-- Given information start --

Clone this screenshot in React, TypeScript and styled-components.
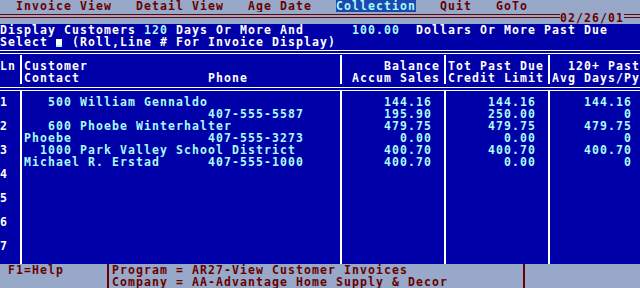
import React from "react";
import styled, { createGlobalStyle } from "styled-components";

const BLUE = "#0000a8";
const GRAY = "#98a8c8";
const RED = "#680000";
const CYAN = "#a8fcfc";
const WHITE = "#ffffff";
const CELL = 8;

const GlobalStyle = createGlobalStyle`
  html, body {
    margin: 0;
    padding: 0;
    background: ${BLUE};
  }
  body {
    font-family: "DejaVu Sans Mono", "Liberation Mono", monospace;
    font-weight: bold;
    font-size: 11.5px;
    letter-spacing: 1.077px;
    line-height: 12px;
  }
  #root {
    width: 640px;
    height: 288px;
  }
`;

const Screen = styled.div`
  width: 640px;
  height: 288px;
  display: flex;
  flex-direction: column;
  overflow: hidden;
  white-space: pre;
`;

const MenuBar = styled.div`
  height: 12px;
  display: flex;
  gap: ${3 * CELL}px;
  padding-left: ${2 * CELL}px;
  background: ${GRAY};
  color: ${RED};
`;

const MenuItem = styled.span<{ $active?: boolean }>`
  height: 12px;
  background: ${(p) => (p.$active ? "#1c48b0" : "transparent")};
  color: ${(p) => (p.$active ? CYAN : RED)};
`;

const DateRow = styled.div`
  height: 12px;
  display: flex;
  align-items: flex-start;
  background: ${GRAY};
  color: ${RED};
`;

const RedRule = styled.div<{ $w?: number }>`
  ${(p) => (p.$w ? `width: ${p.$w}px;` : "flex: 1;")}
  height: 4px;
  margin-top: 2px;
  box-sizing: border-box;
  border-top: 1px solid ${RED};
  border-bottom: 1px solid ${RED};
`;

const Prompt = styled.div`
  background: ${BLUE};
  color: ${WHITE};
`;

const Line = styled.div`
  height: 12px;
  display: flex;
`;

const Hi = styled.span`
  color: ${CYAN};
`;

const CursorCell = styled.span`
  width: ${CELL}px;
  display: flex;
  align-items: flex-end;
  padding-bottom: 1px;
  box-sizing: border-box;
`;

const Cursor = styled.span`
  width: 6px;
  height: 6px;
  background: ${WHITE};
  border-bottom: 2px solid ${CYAN};
`;

const DoubleRule = styled.div<{ $top: number; $bottom: number }>`
  height: 4px;
  margin-top: ${(p) => p.$top}px;
  margin-bottom: ${(p) => p.$bottom}px;
  box-sizing: border-box;
  border-top: 1px solid ${WHITE};
  border-bottom: 1px solid ${WHITE};
`;

const Section = styled.div<{ $h: number }>`
  height: ${(p) => p.$h}px;
  display: flex;
  background: ${BLUE};
`;

const Column = styled.div<{ $w?: number; $first?: boolean; $right?: boolean; $pl?: number; $pr?: number; $color?: string }>`
  ${(p) => (p.$w ? `width: ${p.$w}px;` : "flex: 1;")}
  box-sizing: border-box;
  padding-top: 5px;
  padding-left: ${(p) => p.$pl ?? 0}px;
  padding-right: ${(p) => p.$pr ?? 0}px;
  border-left: ${(p) => (p.$first ? "none" : `2px solid ${WHITE}`)};
  text-align: ${(p) => (p.$right ? "right" : "left")};
  color: ${(p) => p.$color ?? WHITE};
`;

const CellLine = styled.div`
  height: 12px;
`;

const NumField = styled.span`
  display: inline-block;
  width: ${4 * CELL}px;
  margin-left: ${2 * CELL}px;
  margin-right: ${CELL}px;
  text-align: right;
`;

const ContactField = styled.span`
  display: inline-block;
  width: ${23 * CELL}px;
`;

const StatusBar = styled.div`
  height: 24px;
  display: flex;
  background: ${GRAY};
  color: ${RED};
`;

const StatusCell = styled.div<{ $w?: number; $pl: number }>`
  ${(p) => (p.$w ? `width: ${p.$w}px;` : "flex: 1;")}
  padding-left: ${(p) => p.$pl}px;
  box-sizing: border-box;
`;

const Divider = styled.div`
  width: 2px;
  background: ${RED};
`;

type Row = {
  num: string;
  name: string;
  contact: string;
  phone: string;
  balance: string;
  accum: string;
  pastDue: string;
  credit: string;
  past120: string;
  avg: string;
};

const rows: Row[] = [
  { num: "500", name: "William Gennaldo", contact: "", phone: "407-555-5587", balance: "144.16", accum: "195.90", pastDue: "144.16", credit: "250.00", past120: "144.16", avg: "0" },
  { num: "600", name: "Phoebe Winterhalter", contact: "Phoebe", phone: "407-555-3273", balance: "479.75", accum: "0.00", pastDue: "479.75", credit: "0.00", past120: "479.75", avg: "0" },
  { num: "1000", name: "Park Valley School District", contact: "Michael R. Erstad", phone: "407-555-1000", balance: "400.70", accum: "400.70", pastDue: "400.70", credit: "0.00", past120: "400.70", avg: "0" },
];

const SLOTS = 7;
const menu = ["Invoice View", "Detail View", "Age Date", "Collection", "Quit", "GoTo"];

const pair = (a: string, b: string, key: number) => (
  <React.Fragment key={key}>
    <CellLine>{a || " "}</CellLine>
    <CellLine>{b || " "}</CellLine>
  </React.Fragment>
);

const App = (): React.ReactElement => {
  const slots = Array.from({ length: SLOTS }, (_, i) => rows[i]);
  return (
    <>
      <GlobalStyle />
      <Screen>
        <MenuBar>
          {menu.map((m) => (
            <MenuItem key={m} $active={m === "Collection"}>{m}</MenuItem>
          ))}
        </MenuBar>
        <DateRow>
          <RedRule />
          <span>02/26/01</span>
          <RedRule $w={16} />
        </DateRow>

        <Prompt>
          <Line>
            Display Customers <Hi>120</Hi> Days Or More And      <Hi>100.00</Hi>  Dollars Or More Past Due
          </Line>
          <Line>
            {"Select "}
            <CursorCell><Cursor /></CursorCell>
            {" (Roll,Line # For Invoice Display)"}
          </Line>
        </Prompt>

        <DoubleRule $top={2} $bottom={1} />

        <Section $h={29}>
          <Column $w={20} $first>
            <CellLine>Ln</CellLine>
          </Column>
          <Column $w={320} $pl={2}>
            <CellLine>Customer</CellLine>
            <CellLine><ContactField>Contact</ContactField>Phone</CellLine>
          </Column>
          <Column $w={104} $right $pr={4}>
            <CellLine>Balance</CellLine>
            <CellLine>Accum Sales</CellLine>
          </Column>
          <Column $w={104} $right $pl={2} $pr={4}>
            <CellLine>Tot Past Due</CellLine>
            <CellLine>Credit Limit</CellLine>
          </Column>
          <Column $right $pl={2}>
            <CellLine>120+ Past</CellLine>
            <CellLine>Avg Days/Py</CellLine>
          </Column>
        </Section>

        <DoubleRule $top={3} $bottom={0} />

        <Section $h={173}>
          <Column $w={20} $first>
            {slots.map((_, i) => pair(String(i + 1), "", i))}
          </Column>
          <Column $w={320} $pl={2} $color={CYAN}>
            {slots.map((r, i) => (
              <React.Fragment key={i}>
                <CellLine>{r ? <><NumField>{r.num}</NumField>{r.name}</> : " "}</CellLine>
                <CellLine>{r ? <><ContactField>{r.contact}</ContactField>{r.phone}</> : " "}</CellLine>
              </React.Fragment>
            ))}
          </Column>
          <Column $w={104} $right $pr={12} $color={CYAN}>
            {slots.map((r, i) => pair(r?.balance ?? "", r?.accum ?? "", i))}
          </Column>
          <Column $w={104} $right $pr={12} $color={CYAN}>
            {slots.map((r, i) => pair(r?.pastDue ?? "", r?.credit ?? "", i))}
          </Column>
          <Column $right $pr={8} $color={CYAN}>
            {slots.map((r, i) => pair(r?.past120 ?? "", r?.avg ?? "", i))}
          </Column>
        </Section>

        <StatusBar>
          <StatusCell $w={107} $pl={8}>F1=Help</StatusCell>
          <Divider />
          <StatusCell $w={414} $pl={3}>
            <div>Program = AR27-View Customer Invoices</div>
            <div>Company = AA-Advantage Home Supply &amp; Decor</div>
          </StatusCell>
          <Divider />
          <StatusCell $pl={0} />
        </StatusBar>
      </Screen>
    </>
  );
};

export default App;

-- Given information end --

### What this task involves:
Begin at the first line of the material and copy each line exactly through the one containing "const CELL = 8;". Omit pictures.

### Result of this exercise:
Clone this screenshot in React, TypeScript and styled-components.
import React from "react";
import styled, { createGlobalStyle } from "styled-components";

const BLUE = "#0000a8";
const GRAY = "#98a8c8";
const RED = "#680000";
const CYAN = "#a8fcfc";
const WHITE = "#ffffff";
const CELL = 8;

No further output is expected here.